Distraction and Polaroid news
October 13, 2009
I’ve been so distracted for the past 13 days. Hey, that’s the entirety of October! So much so that I haven’t really gotten much work done, or design designed. My mind just circles one thing like a hula hoop, and I hope that it resolves itself soon so that I can move on, and hopefully tell you about it. So, I don’t have much that I can remember to say other than my cat caught a mouse and we brought home a bunch of pumpkins. And I’ve been making lots of soup.
Apparently there is good news in the world of Polaroid, though! It sounds like the Polaroid licensee will re-launch some of the most famous Polaroid instant cameras, and The Impossible Project has been commissioned to develop and manufacture limited edition film for them in 2010. Yay!
Action! Adventure!
October 12, 2009
My quiet morning at home got a little more exciting the other day when I heard a loud high pitched squeak and some rustling coming from the other room. It sounded like a chipmunk had found its way into the house, and I wasn’t quite sure what I’d do about it if that was the case, but luckily, I didn’t have to deal with chasing any woodland creatures around. I went to investigate to find my kitty carrying something in his mouth. My first thought was that they’d finally gotten the squeaker mouse out of the middle of the toy that they’ve been working on for awhile, but then I realized that this was a real mouse.
Good kitty!

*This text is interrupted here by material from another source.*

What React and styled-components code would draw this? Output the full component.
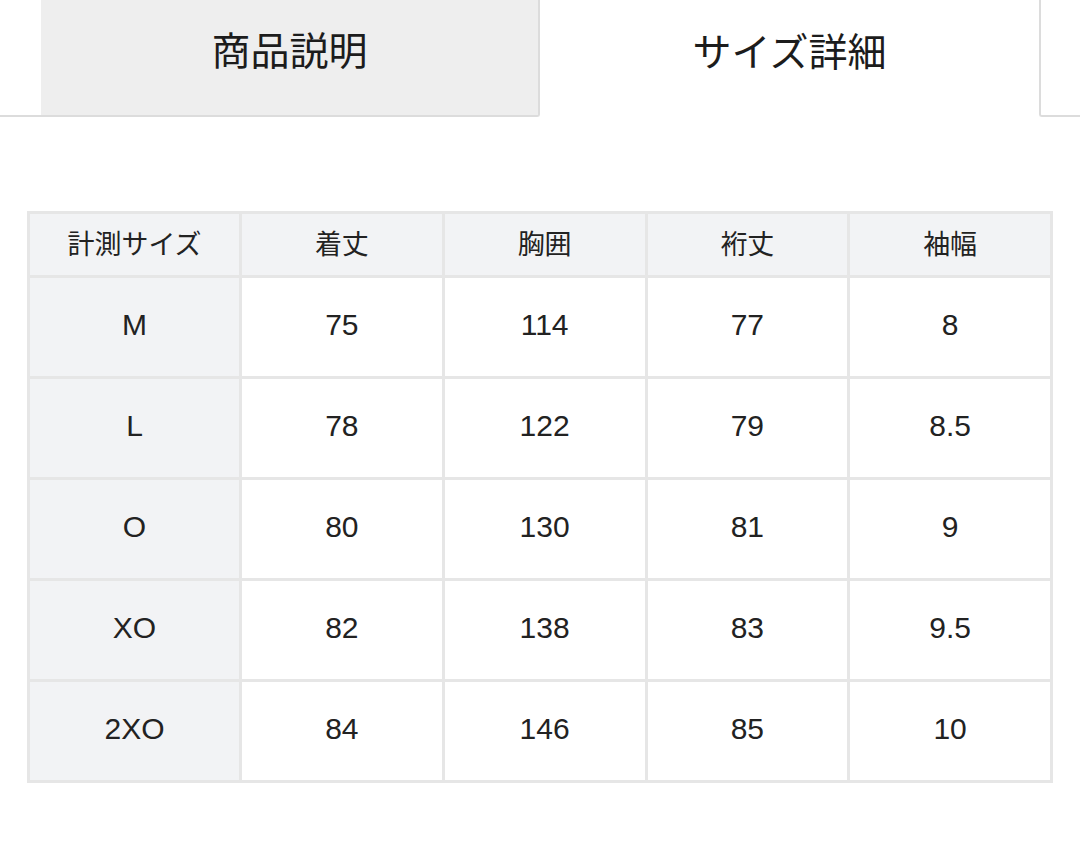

We haven’t seen any rodentia in the house since we moved in so I kind of thought it was a sealed fortress, but I guess not. I’m always so proud when the the cats do their job so efficiently.
He carried it from room to room and finally dropped it in the mudroom where I caught one action shot right before it ran and bounced stage left into the dog’s water dish and he caught it again. I felt sort of bad taking it away from him, he wanted it so badly, but it was alive and seemed like it might make it if I let it go, although it had a potentially fatal wound to the head. But it calmed down and looked at me like the lifesaver that I was for a moment and didn’t jump at my face when I took the lid off the container I caught him in. And then hopped sprightly across the street to go have more adventures. Dodged a bullet on that one, little mousie!
Repetition
October 9, 2009
I can’t really seem to stop taking pictures of leaves, and I know this happens to me every fall, and I always think, noone cares about all of these images of leaves, but I still take them. I was putting together my 2010 calendar and one of the images I had in the running for october was a shot of leaves from last year, and it dawned on me how similar it was to one from this year. And I’ll probably take one next year and the year after that.
As an artist I want to create something new, but there’s also this sense of rhythm, of repetition, of practice to it as well, and I think this just illustrates that. And I’m glad for having a place where I can easily look back on the process and see how that repetition happens. I don’t want to continuously take only the same pictures as I already have, because there would be no growth then, I think, but I do see the value in going to that comfortable place of practice sometimes, too, both to see the similarities, the differences, to try to grow, and recognize if I’m making the same image too much.